AMD64 architecture widens the general purpose registers to 64-bits and increased the amount by eight, totaling 16, which quadruples the general purpose register space currently available. Sixteen 128-bit XMM, or extended memory management, registers for enhanced multimedia performance doubles the space currently provided for SSE/SSE2 implementations. Level 1 cache has been increased to 64kb and is organized as 2-way set associative. A 2-way set associative cache has 2 cache locations in each set of cache locations. Level 1 cache supports two simultaneous 64-bit operations. Level 2 cache has been increased to 1Mb and is organized as 16-way set associative. When a given cache line in the L2 cache contains instruction stream information, the ECC bits associated with the given line are used to store pre-decode and branch prediction information. The SSE2 instruction set has also been introduced which supports 3DNow! Professional, which also includes SSE and 3DNow! Enhanced. Since AMD chose to extend the x86 architecture, software can expand using the x86 technology while receiving all of the benefits of 64-bit computing (Welker, 2004).

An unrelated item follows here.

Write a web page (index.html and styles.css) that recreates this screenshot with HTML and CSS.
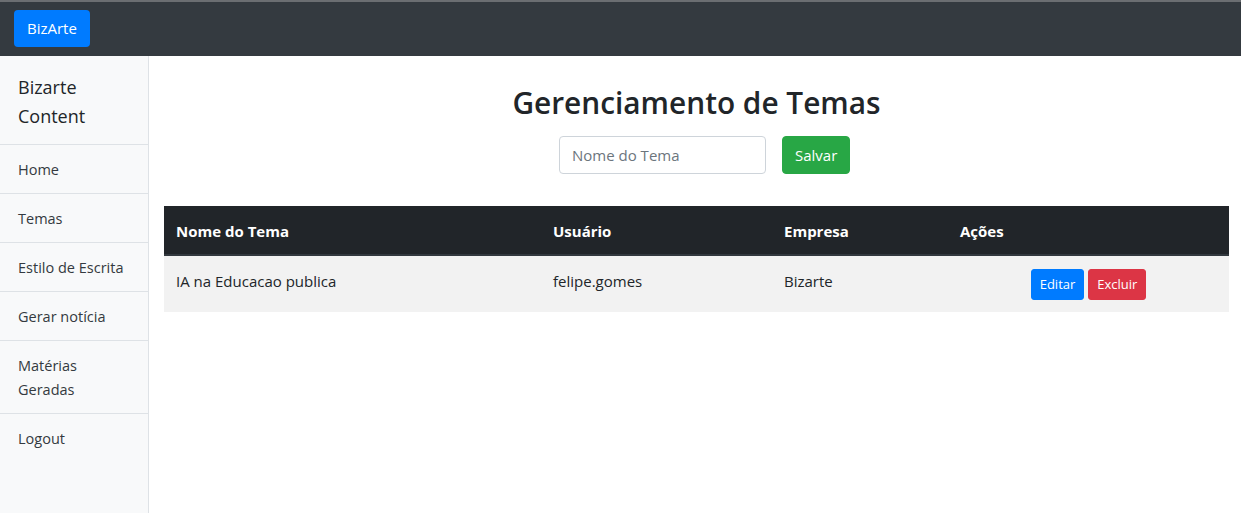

One of the most important features of the AMD64 processors is the HyperTransport technology. HyperTransport technology is a high performance system bus technology. HyperTransport supports an overall bus speed of 1.6GHz for up to 6.4GB/sec of bandwidth by using a series of data paths using links from point to point. HyperTransport links the CPU to the Northbridge chipset, Southbridge chipset, system memory, and even other CPU’s in a multiprocessor Opteron system. This technology is constant throughout all of the AMD64 processor line, but some have fewer HyperTransport links (Bennett, 2003). Coherent HyperTransport links are used to communicate cache-coherency information between multiple processors in a multiprocessor system configuration that share data. Opterons have three HyperTransport links, allowing a total system bandwidth of 19.2 GB/sec. The 800 Series Opteron has three coherent links, which allow up to four CPU’s, while the 200 Series combines one coherent, allowing up to 2 CPU’s with two non-coherent links. The Opteron 100 Series consists of three non-coherent HyperTransport links, because with just one processor there's no coherency issue to worry about. The Athlon 64 and Athlon 64 FX are made for single processor use, so they have no need for coherent links. Their system bandwidth is limited to 6.4 GB/sec with one HyperTransport link (Shimpi, 2003). The HyperTransport specifications allow for plenty of bandwidth for current hardware and applications and will support upcoming technologies, such as PCI Express which is said to be the next standard for graphic card interfaces, replacing the current AGP standards.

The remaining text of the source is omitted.